Seeing as C. elegans lacks the neural structure to think objectively or have emotions, existing at all is the utopia for them. If we changed the worms enough to enable them to "enjoy" a utopia, they would no longer be what we started with. Would this be different with humans? To make us able to not get bored with our new utopia, we'd need different neural architecture, as well, which would, again, miss the point of a utopia for "us-now" humans.

If we want a FAI to create CEV, it wouldn't be one for us-now. If we aren't making a CEV for ourselves, why not just make a utopia for the FAI?

Comment author: [deleted] 11 December 2011 07:46:13PM 1 point [-]

No. The point of utopia is that it is what we would want and not get bored with. CEV attempts to solve the problem of finding out what we would want, and not just what our current incoherent stated values are.

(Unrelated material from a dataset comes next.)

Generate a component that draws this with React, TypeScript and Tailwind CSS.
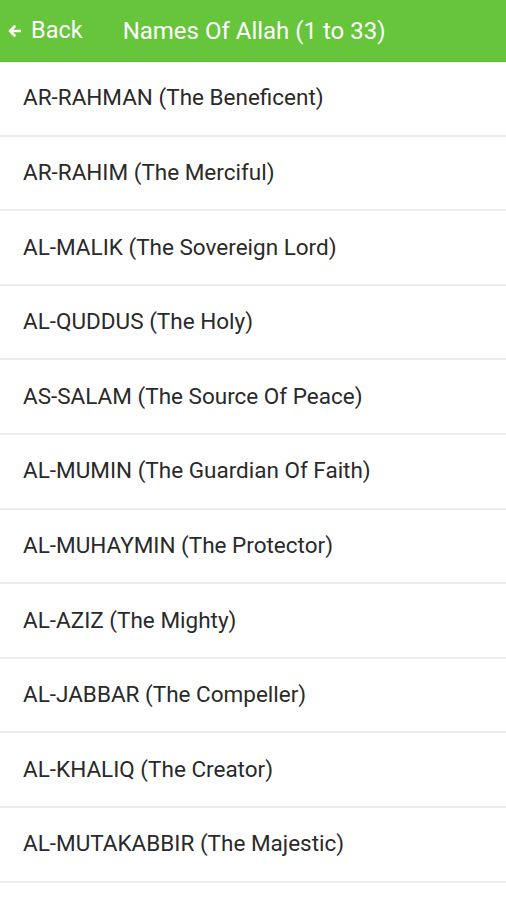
import React from 'react';

const names = [
  'AR-RAHMAN (The Beneficent)',
  'AR-RAHIM (The Merciful)',
  'AL-MALIK (The Sovereign Lord)',
  'AL-QUDDUS (The Holy)',
  'AS-SALAM (The Source Of Peace)',
  'AL-MUMIN (The Guardian Of Faith)',
  'AL-MUHAYMIN (The Protector)',
  'AL-AZIZ (The Mighty)',
  'AL-JABBAR (The Compeller)',
  'AL-KHALIQ (The Creator)',
  'AL-MUTAKABBIR (The Majestic)',
];

const App: React.FC = () => {
  return (
    <div className="h-[900px] overflow-hidden bg-white font-['Roboto',sans-serif]">
      <header className="h-[62px] bg-[#66c53a] text-white flex items-center border-b border-[#5cb832]">
        <button className="flex items-center pl-[8px] text-[23.5px] leading-none">
          <svg width="13" height="12" viewBox="0 0 13 12" className="mr-[10px]" fill="none" stroke="white" strokeWidth="2.6" strokeLinecap="round" strokeLinejoin="round">
            <path d="M12 6H2M6.5 1.5L2 6l4.5 4.5" />
          </svg>
          Back
        </button>
        <h1 className="ml-[40px] text-[24px] font-normal">Names Of Allah (1 to 33)</h1>
      </header>
      <ul>
        {names.map((n) => (
          <li key={n} className="h-[74.6px] flex items-center pl-[23px] border-b-2 border-[#ececec] text-[22.5px] text-[#2a2a2a]">
            {n}
          </li>
        ))}
      </ul>
    </div>
  );
};

export default App;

"Enjoy" is a human (or at least higher vertebrate) concept. Trying to squeeze the worm into that mold will of course not work.

Also, it's worth noting that if you take just the brain of a human, you are getting most of the interesting parts of the system. The same cannot be said of the worm, you might as well take the heart and extrapolate its volition if you aren't going to work with the whole thing.

Comment author: MaoShan 28 December 2011 11:18:30PM -1 points [-]

I understand the abstract concept that you are endorsing, but the way that human brains work would not allow a utopia in the sense that you describe. Heaven would become boring; Hell would become bearable. If the perfect place for humans is one where wonderful things happen, then horrible things happen, well, coincidentally, that sounds a lot like Earth. Simulated Reality FTW?